Major League Commissioner Rob Manfred said in a statement: ,,Bob Watson was a highly accomplished figure in our National Pastime and a deeply respected colleague for those of us at Major League Baseball. He was an All-Star during his 19-year Major League career and a groundbreaking executive in the front office. Bob rose up to become general manager of the Astros in 1993 and made history as the first African American GM of a World Series champion with the 1996 Yankees. He then oversaw all on-field operations for the Commissioner’s Office and played a pivotal role in USA Baseball’s success internationally, including its Olympic Gold Medal in the 2000 Sydney Games. Bob was known for some of the unique moments of his generation, including scoring the millionth run in baseball history and a memorable role in The Bad News Bears in Breaking Training. But I will always remember the outstanding example that Bob set for others, his years of model service to the Baseball Assistance Team and the courage with which he met his health challenges in recent years. On behalf of Major League Baseball, I extend my deepest condolences to his wife Carol, their children and his many friends and admirers across our game''.

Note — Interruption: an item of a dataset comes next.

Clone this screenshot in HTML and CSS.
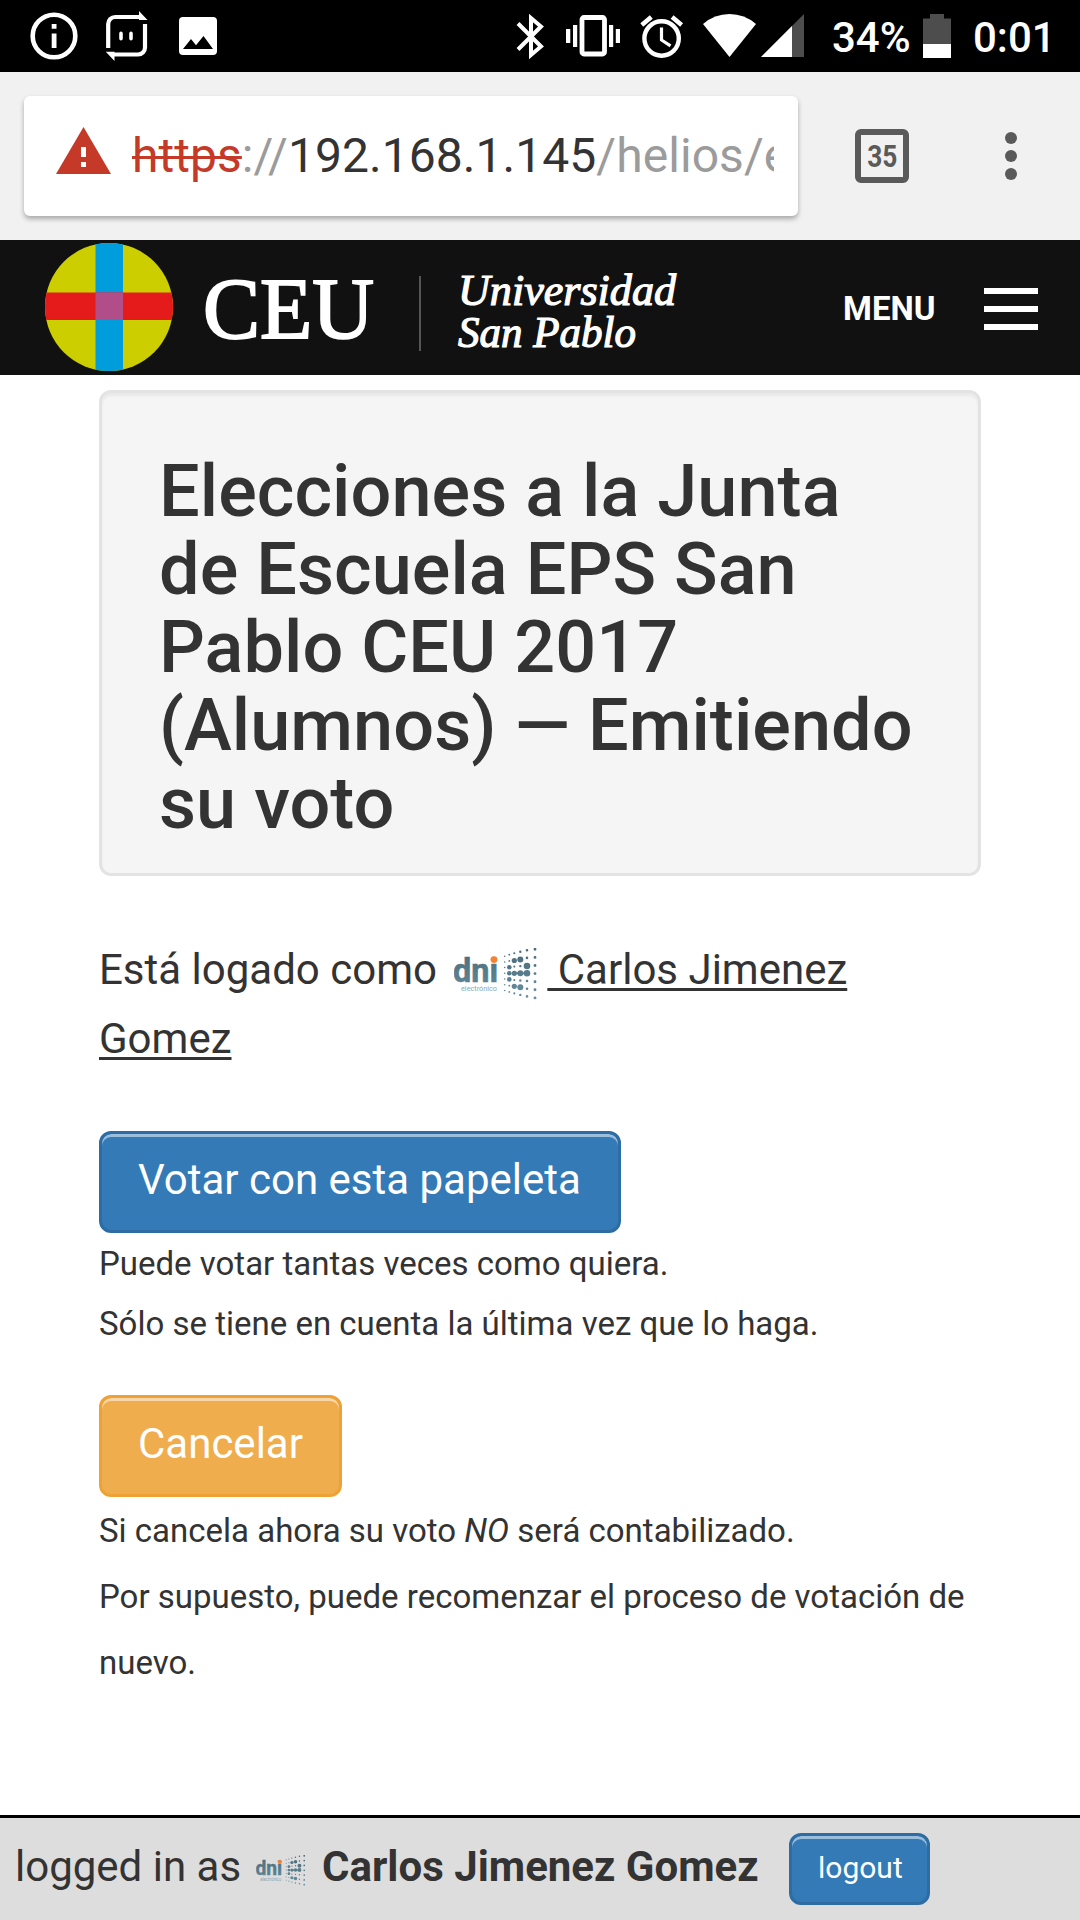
FILE: index.html
```html
<!DOCTYPE html>
<html lang="es">
<head>
<meta charset="utf-8">
<title>Elecciones a la Junta de Escuela</title>
<link rel="stylesheet" href="styles.css">
</head>
<body>
<div class="status">
  <svg class="status-left" viewBox="0 0 240 72">
    <circle cx="54" cy="36" r="21.3" fill="none" stroke="#fff" stroke-width="4.6"/>
    <path d="M51.7 24h4.8v4.8h-4.8zM51.7 33.5h4.8V48h-4.8z" fill="#fff"/>
    <path d="M108.2 48V24a7 7 0 0 1 7-7h26M145 24v23.500a7 7 0 0 1-7 7h-26" fill="none" stroke="#fff" stroke-width="4.200"/>
    <path d="M139 11l8.500 8.900H139zM114.500 61l-8.700-9.200h8.700zM119.200 33.500q0-2 1.800-2t1.800 2v5q0 2-1.800 2t-1.800-2zM129.200 33.500q0-2 1.800-2t1.800 2v5q0 2-1.800 2t-1.800-2z" fill="#fff"/>
    <rect x="179" y="17" width="38" height="38" rx="4" fill="#fff"/>
    <path d="M183 49l8-10 5 6.300 7.500-9.300 9.500 13z" fill="#000"/>
  </svg>
  <svg class="status-right" viewBox="510 0 300 72">
    <path d="M518 23.500L541 46.500 531 55V18l10 8.500-23 23" fill="none" stroke="#fff" stroke-width="4"/>
    <rect x="582" y="17.500" width="22.500" height="36.500" rx="2" fill="none" stroke="#fff" stroke-width="4.800"/>
    <path d="M566 29h4.300v14H566zM573 25h4.200v22H573zM609 25h4.200v22H609zM615.800 29h4.200v14h-4.200z" fill="#fff"/>
    <circle cx="661.600" cy="38.500" r="17.200" fill="none" stroke="#fff" stroke-width="4.400"/>
    <path d="M661.500 27.500V40l9 5.800" fill="none" stroke="#fff" stroke-width="3.200"/>
    <path d="M641.800 25l9.500-8M681.600 25l-9.500-8" stroke="#fff" stroke-width="4.500"/>
    <path d="M729.500 57L703 24q11.500-10 26.500-10T756 24z" fill="#fff"/>
    <path d="M804 14v43h-43z" fill="#4d4d4d"/>
    <path d="M792 26v31h-31z" fill="#fff"/>
  </svg>
  <span class="percent">34%</span>
  <svg class="battery" viewBox="0 0 28 44"><path d="M0 4.500h7V0h14v4.500h7V30H0z" fill="#4d4d4d"/><path d="M0 30h28v14H0z" fill="#fff"/></svg>
  <span class="clock">0:01</span>
</div>

<div class="toolbar">
  <div class="omnibox">
    <svg class="warning" viewBox="0 0 55 47"><path d="M27.500 0L55 47H0z" fill="#c53929"/><path d="M25 20h5v10h-5zM25 35h5v5h-5z" fill="#fff"/></svg>
    <div class="url"><span class="scheme">https</span>://<span class="host">192.168.1.145</span>/helios/e</div>
  </div>
  <div class="tabs"><span class="tab-count">35</span></div>
  <svg class="dots" viewBox="0 0 12 48"><g fill="#5a5a5a"><circle cx="6" cy="6" r="6"/><circle cx="6" cy="24" r="6"/><circle cx="6" cy="42" r="6"/></g></svg>
</div>

<header class="nav">
  <svg class="brand" viewBox="0 240 700 135">
    <clipPath id="disc"><circle cx="109" cy="307" r="64"/></clipPath>
    <g clip-path="url(#disc)">
      <path d="M45 243h128v128H45z" fill="#cdce00"/>
      <path d="M95.500 243H123v128H95.500z" fill="#009ddc"/>
      <path d="M45 292.500h128V320H45z" fill="#e51a1b"/>
      <path d="M95.500 292.500H123V320H95.500z" fill="#b14d88"/>
    </g>
    <g font-family="'Liberation Serif', serif" fill="#fff" stroke="#fff">
      <text x="203" y="338" font-size="86" textLength="171" lengthAdjust="spacingAndGlyphs" stroke-width="2">CEU</text>
      <g font-style="italic" font-size="44" stroke-width="1.2">
        <text x="458" y="305" textLength="218" lengthAdjust="spacingAndGlyphs">Universidad</text>
        <text x="458" y="347" textLength="178" lengthAdjust="spacingAndGlyphs">San Pablo</text>
      </g>
    </g>
    <path d="M420 276v75" stroke="#555" stroke-width="2"/>
  </svg>
  <span class="menu-label">MENU</span>
  <div class="burger"><i></i><i></i><i></i></div>
</header>

<main class="content">
  <div class="well"><h1 class="title">Elecciones a la Junta de Escuela EPS San Pablo CEU 2017 (Alumnos) — Emitiendo su voto</h1></div>
  <p class="logged">Está logado como <svg class="dni" viewBox="0 0 84 52">
    <linearGradient id="teal" gradientUnits="userSpaceOnUse" x1="0" y1="0" x2="0" y2="50">
      <stop offset="0" stop-color="#4a6878"/><stop offset="1" stop-color="#6490a0"/>
    </linearGradient>
    <g id="dni">
      <text x="-1" y="34" font-family="Roboto, sans-serif" font-weight="700" font-size="33" textLength="45" lengthAdjust="spacingAndGlyphs" fill="url(#teal)" stroke="url(#teal)" stroke-width=".6">dni</text>
      <circle cx="40" cy="11.600" r="3.400" fill="#f58233"/>
      <text x="7" y="43" font-family="Roboto, sans-serif" font-size="8" textLength="36" lengthAdjust="spacingAndGlyphs" fill="#8ba6b2">electrónico</text>
      <g fill="none" stroke="url(#teal)" stroke-linecap="round">
        <path d="M50.700 8.200l.01 34.400" stroke-width="1.500" stroke-dasharray="0 5.700"/>
        <path d="M55.300 6.700l.01 37.400" stroke-width="1.800" stroke-dasharray="0 6.200"/>
        <path d="M60.300 5.200l.01 40.400" stroke-width="2.100" stroke-dasharray="0 6.700"/>
        <path d="M66.300 3.700l.01 43.400" stroke-width="2.400" stroke-dasharray="0 7.200"/>
        <path d="M73 2.200l.01 46.400" stroke-width="2.600" stroke-dasharray="0 7.700"/>
        <path d="M81 1.300l.01 48.800" stroke-width="2.900" stroke-dasharray="0 8.100"/>
        <path d="M60.300 25.300L73 25.310" stroke-width="2"/>
      </g>
      <g fill="url(#teal)">
        <circle cx="60.300" cy="12.500" r="2.600"/><circle cx="66.300" cy="11.400" r="3"/>
        <circle cx="73" cy="18" r="3.300"/><circle cx="55.300" cy="19.300" r="2.300"/>
        <circle cx="55.300" cy="25.300" r="2.300"/><circle cx="60.300" cy="25.300" r="2.600"/>
        <circle cx="66.300" cy="25.300" r="3"/><circle cx="73" cy="25.300" r="3.300"/>
        <circle cx="55.300" cy="31.400" r="2.300"/><circle cx="60.300" cy="38.300" r="2.600"/>
        <circle cx="66.300" cy="39.300" r="3"/>
      </g>
    </g></svg><u>&nbsp;Carlos Jimenez Gomez</u></p>
  <a class="btn primary vote">Votar con esta papeleta</a>
  <p class="note">Puede votar tantas veces como quiera.<br>Sólo se tiene en cuenta la última vez que lo haga.</p>
  <a class="btn warning-btn">Cancelar</a>
  <p class="note loose">Si cancela ahora su voto <em>NO</em> será contabilizado.<br>Por supuesto, puede recomenzar el proceso de votación de nuevo.</p>
</main>

<footer class="footer">
  <span class="foot-text">logged in as</span>
  <svg class="dni-small" viewBox="0 0 84 52"><use href="#dni"/></svg>
  <strong class="foot-name">Carlos Jimenez Gomez</strong>
  <a class="btn primary small">logout</a>
</footer>
</body>
</html>
```
FILE: styles.css
```css
* { box-sizing: border-box; }
body {
  margin: 0;
  width: 1080px;
  height: 1920px;
  display: flex;
  flex-direction: column;
  overflow: hidden;
  background: #fff;
  color: #333;
  font-family: Roboto, sans-serif;
}
svg { display: block; flex: none; }
p, h1 { margin: 0; }

.status { height: 72px; flex: none; display: flex; background: #000; color: #fff; font-size: 42px; font-weight: 500; line-height: 75px; white-space: nowrap; }
.status-left { width: 240px; height: 72px; }
.status-right { width: 300px; height: 72px; margin-left: 270px; }
.percent { width: 91px; margin-left: 22px; }
.battery { width: 28px; height: 44px; margin-top: 14px; }
.clock { margin-left: 22px; }

.toolbar { height: 168px; flex: none; display: flex; align-items: center; padding-left: 24px; background: #f1f1f1; }
.omnibox { width: 774px; height: 120px; display: flex; align-items: center; padding: 0 24px 0 32px; background: #fff; border-radius: 6px; box-shadow: 0 3px 5px rgba(0, 0, 0, .3); }
.warning { width: 55px; height: 47px; margin-top: -11px; }
.url { flex: 1; min-width: 0; margin-left: 21px; overflow: hidden; white-space: nowrap; font-size: 48px; line-height: 120px; letter-spacing: .05px; color: #9b9b9b; }
.scheme { color: #c53929; text-decoration: line-through; text-decoration-thickness: 3px; }
.host { color: #333; }
.tabs { width: 54px; height: 60px; height: 54px; margin-left: 57px; display: flex; align-items: center; justify-content: center; border: 6px solid #5a5a5a; border-radius: 6px; }
.tab-count { font-size: 32px; font-weight: 700; line-height: 42px; color: #5a5a5a; transform: scaleX(.82); }
.dots { width: 12px; height: 48px; margin-left: 96px; }

.nav { height: 135px; flex: none; display: flex; align-items: center; background: #111; color: #fff; }
.brand { width: 700px; height: 135px; }
.menu-label { width: 96px; margin: 3px 0 0 143px; font-size: 33px; font-weight: 700; line-height: 40px; }
.burger { width: 54px; height: 42px; margin: 3px 0 0 45px; display: flex; flex-direction: column; justify-content: space-between; }
.burger i { height: 6px; background: #fff; }

.content { flex: 1; padding: 15px 99px 0; }
.well { height: 486px; padding: 60px 54px 0 57px; background: #f5f5f5; border: 3px solid #e3e3e3; border-radius: 12px; box-shadow: inset 0 3px 3px rgba(0, 0, 0, .05); }
.title { font-size: 72px; font-weight: 500; line-height: 78px; letter-spacing: .06px; }
.logged { height: 138px; margin: 59px 0 58px; font-size: 42px; line-height: 69px; }
.logged u { text-decoration-thickness: 3px; text-underline-offset: 4px; }
.dni { display: inline-block; width: 84px; height: 52px; margin: -20px 9px -20px 7px; vertical-align: 4px; }
.btn { display: block; width: max-content; height: 102px; padding: 0 36px; border: 3px solid; border-radius: 12px; font-size: 42px; line-height: 91px; color: #fff; box-shadow: inset 0 3px 0 rgba(255, 255, 255, .5); }
.primary { background: #337ab7; border-color: #2e6da4; }
.vote { width: 522px; }
.warning-btn { background: #f0ad4e; border-color: #eea236; }
.note { height: 120px; margin: 1px 0 41px; font-size: 33px; line-height: 60px; }
.loose { height: 198px; margin-bottom: 0; line-height: 66px; }

.footer { height: 105px; flex: none; display: flex; align-items: flex-start; padding-left: 15px; border-top: 3px solid #000; background: #ddd; font-size: 42px; line-height: 97px; white-space: nowrap; }
.foot-text { width: 241px; }
.dni-small { width: 50px; height: 31px; margin-top: 37px; }
.foot-name { width: 467px; margin-left: 16px; }
.small { width: 141px; height: 72px; margin-top: 15px; padding: 0 26px; font-size: 30px; line-height: 64px; }
```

Paul Seiler, Executive Director/CEO of USA Baseball, said in a statement: ,,'Bull' was one of those rare people in life who made everyone around him better, both on the field and off. His baseball résumé is legendary, but the impact he made on others in every walk of life is what truly sets his legacy apart. Personally, and professionally, I am honored to have called him a friend and humbled to have learned so much from him. On behalf of USA Baseball, our hearts are heavy today for his wife, Carol, his children, Keith and Kelley, and for all who were lucky enough to have known him''.

The webmaster of Grand Slam * Stats & News offers his condolences to Bob's wife Carol, his daughter Kelley, his son Keith and other family and wishes them a lot of strength with this big loss.